INTRO: Bite marks, shoe prints, crime-scene fibers: Matches to suspects are often far shakier than courtroom experts claim. Better statistical methods — among them, a little beast known as the “likelihood ratio” — can cut down on wrong convictions.

MORE (comic strip presentation): https://www.knowablemagazine.org/article...can-fix-it
Here's a recent book that I purchased and highly recommend: Evidence Matters - Science, Proof and Truth in the Law (2014, Cambridge U. Press) by Susan Haack, one of my favorite female philosophers.

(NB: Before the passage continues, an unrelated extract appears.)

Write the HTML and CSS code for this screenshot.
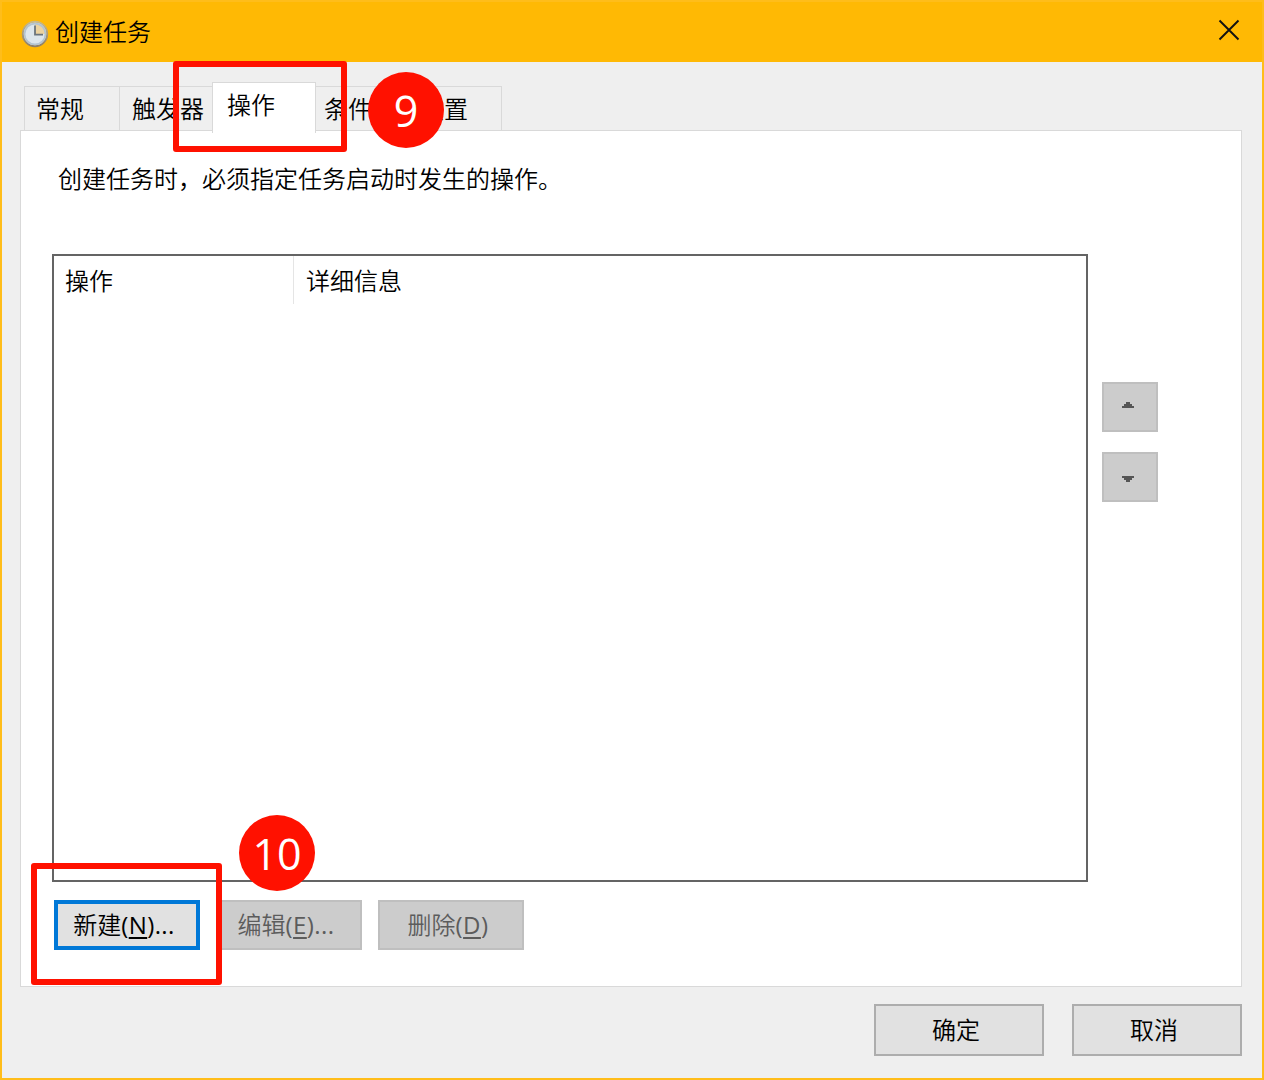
FILE: index.html
```html
<!DOCTYPE html>
<html lang="zh-CN">
<head>
<meta charset="utf-8">
<title>创建任务</title>
<link rel="stylesheet" href="styles.css">
</head>
<body>
<div class="window">
  <header class="titlebar">
    <svg class="clock" width="28" height="28" viewBox="0 0 28 28">
      <defs>
        <linearGradient id="rim" x1="0" y1="0" x2="0" y2="1">
          <stop offset="0" stop-color="#c6b88c"/>
          <stop offset="1" stop-color="#8d7f68"/>
        </linearGradient>
      </defs>
      <circle cx="14" cy="14" r="12.2" fill="#dde6ec" stroke="url(#rim)" stroke-width="2"/>
      <path d="M14 14V3.6A10.4 10.4 0 0 1 24.4 14Z" fill="#ecd3a0"/>
      <circle cx="14" cy="14" r="10.4" fill="none" stroke="#b4c4d0" stroke-width="1.6"/>
      <path d="M14 5.5V14.6H22" fill="none" stroke="#6b747c" stroke-width="1.8"/>
    </svg>
    <h1 class="title">创建任务</h1>
    <button class="close" aria-label="关闭">
      <svg width="22" height="22" viewBox="0 0 22 22"><path d="M1.5 1.5L20.5 20.5M20.5 1.5L1.5 20.5" stroke="#111" stroke-width="1.9"/></svg>
    </button>
  </header>
  <main class="content">
    <nav class="tabs">
      <div class="tab general">常规</div>
      <div class="tab triggers">触发器</div>
      <div class="tab active">操作</div>
      <div class="tab conditions">条件</div>
      <div class="tab settings">设置</div>
    </nav>
    <section class="panel">
      <p class="hint">创建任务时，必须指定任务启动时发生的操作。</p>
      <div class="list-row">
        <div class="list">
          <div class="list-head">
            <div class="col name">操作</div>
            <div class="col detail">详细信息</div>
          </div>
        </div>
        <div class="movers">
          <button class="btn disabled mover" aria-label="上移"><svg width="12" height="6" viewBox="0 0 12 6" shape-rendering="crispEdges"><path d="M4 0h4v2h2v2h2v2H0V4h2V2h2z" fill="#555"/></svg></button>
          <button class="btn disabled mover down" aria-label="下移"><svg width="12" height="6" viewBox="0 0 12 6" shape-rendering="crispEdges"><path d="M0 0h12v2h-2v2H8v2H4V4H2V2H0z" fill="#555"/></svg></button>
        </div>
      </div>
      <div class="actions">
        <button class="btn focus">新建<span class="latin">(<u>N</u>)...</span></button>
        <button class="btn disabled">编辑<span class="latin">(<u>E</u>)...</span></button>
        <button class="btn disabled">删除<span class="latin">(<u>D</u>)</span></button>
      </div>
    </section>
    <footer class="footer">
      <button class="btn wide">确定</button>
      <button class="btn wide">取消</button>
    </footer>
  </main>
  <div class="mark mark-tab"></div>
  <div class="badge badge-tab">9</div>
  <div class="mark mark-new"></div>
  <div class="badge badge-new">10</div>
</div>
</body>
</html>
```
FILE: styles.css
```css
* { box-sizing: border-box; }
body {
  margin: 0;
  font: 350 24px/36px "Noto Sans CJK SC", sans-serif;
  color: #000;
}
.window {
  position: relative;
  display: flex;
  flex-direction: column;
  width: 1264px;
  height: 1080px;
  border: 2px solid #ffbd1a;
  background: #efefef;
  overflow: hidden;
}
.titlebar {
  display: flex;
  align-items: center;
  height: 60px;
  padding: 0 22px 0 19px;
  background: #ffb904;
}
.clock { margin-top: 3px; }
.title { margin: 0 0 2px 6px; font-size: 24px; font-weight: inherit; }
.close {
  display: flex;
  margin: 0 0 4px auto;
  padding: 0;
  border: 0;
  background: none;
}
.content { flex: 1; padding: 20px 20px 0 18px; }
.tabs {
  display: flex;
  align-items: flex-end;
  height: 48px;
  padding-left: 4px;
}
.tab {
  height: 44px;
  padding: 3px 0 0 12px;
  border: 1px solid #d9d9d9;
  border-width: 1px 0 0 1px;
}
.general { width: 95px; padding-left: 11px; }
.triggers { width: 93px; }
.active {
  position: relative;
  width: 104px;
  height: 51px;
  margin-bottom: -3px;
  padding-left: 14px;
  border-right-width: 1px;
  background: #fff;
}
.conditions { width: 96px; padding-left: 8px; border-left: 0; }
.settings { width: 90px; padding-left: 7px; border-right-width: 1px; }
.panel {
  width: 1222px;
  height: 857px;
  padding: 29px 0 0 31px;
  border: 1px solid #d9d9d9;
  background: #fff;
}
.hint { margin: 0 0 58px 6px; }
.list-row { display: flex; gap: 14px; }
.list { width: 1036px; height: 628px; border: 2px solid #646464; }
.list-head { display: flex; height: 48px; line-height: 47px; }
.col { padding-left: 12px; }
.name { width: 240px; padding-left: 11px; border-right: 1px solid #e5e5e5; }
.movers { display: flex; flex-direction: column; gap: 20px; padding-top: 128px; }
.btn {
  width: 146px;
  height: 50px;
  padding: 0 6px 2px 0;
  border: 2px solid #adadad;
  background: #e1e1e1;
  color: #000;
  font: inherit;
  line-height: 44px;
}
.disabled { border-color: #bfbfbf; background: #ccc; color: #5c5c5c; }
.focus { border: 4px solid #0078d7; line-height: 40px; }
.mover { display: flex; justify-content: center; width: 56px; padding: 18px 4px 0 0; }
.down { padding-top: 22px; }
.actions { display: flex; gap: 16px; padding: 18px 0 0 2px; }
.latin { font-family: "Open Sans", sans-serif; font-weight: 400; line-height: 1; letter-spacing: 0.4px; }
.latin u { text-underline-offset: 3px; text-decoration-thickness: 2px; }
.footer { display: flex; justify-content: flex-end; gap: 28px; padding-top: 17px; }
.wide { width: 170px; height: 52px; padding-bottom: 3px; }
.mark { position: absolute; border: 6px solid #ff1100; border-radius: 3px; }
.mark-tab { left: 171px; top: 59px; width: 174px; height: 91px; }
.mark-new { left: 29px; top: 861px; width: 191px; height: 122px; }
.badge {
  position: absolute;
  width: 76px;
  height: 76px;
  border-radius: 50%;
  background: #ff1100;
  color: #fff;
  font: 400 43px/78px "Open Sans", sans-serif;
  text-align: center;
}
.badge-tab { left: 366px; top: 70px; }
.badge-new { left: 237px; top: 813px; }
```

https://www.amazon.com/Evidence-Matters-...ref=sr_1_1

Here's Amazon's book-blurb:

"Is truth in the law just plain truth - or something sui generis? Is a trial a search for truth? Do adversarial procedures and exclusionary rules of evidence enable, or impede, the accurate determination of factual issues? Can degrees of proof be identified with mathematical probabilities? What role can statistical evidence properly play? How can courts best handle the scientific testimony on which cases sometimes turn? How are they to distinguish reliable scientific testimony from unreliable hokum? The dozen interdisciplinary essays collected here explore a whole nexus of such questions about science, proof, and truth in the law."

Susan Haack writes:

"The mathematical calculus of probabilities is perfectly fine in its place, but that place is a limited one. In particular, this mathematical calculus sheds little or no light on the crucial concept Russell calls "rational credibility" and I call "warrant". One consequence, as I shall argue here, is that we can't look to probability theory for an understanding of degrees and standards of proof in the law,  but must look, instead, to an older and less formal branch of inquiry: epistemology."
Considering the prison population in just 1992 was around 900,000, 362 wrongful conviction since 1992 isn't really on the level of crisis. Probability and statistics are just as incomprehensible for most jurors, if not more so, than forensic evidence. A "defense hypothesis" would seem to play into the TV notion that the defense should somehow manage to do the job of the police and find the guilty party. So that would seem to be an end-around on a presumption of guilt...where the onus lies with the defense. A prosecutor's argument, without evidence, is not compelling, and there is no evidence for a null hypothesis (the defense saying something did not happen). There is also a heuristic that involves the interaction of evidence independent of any one individual likelihood ratio.

Legal truth/proof is definitely a different animal altogether from truth in general. It engages with moral intuitions and natural biases most people are not versed in dissecting.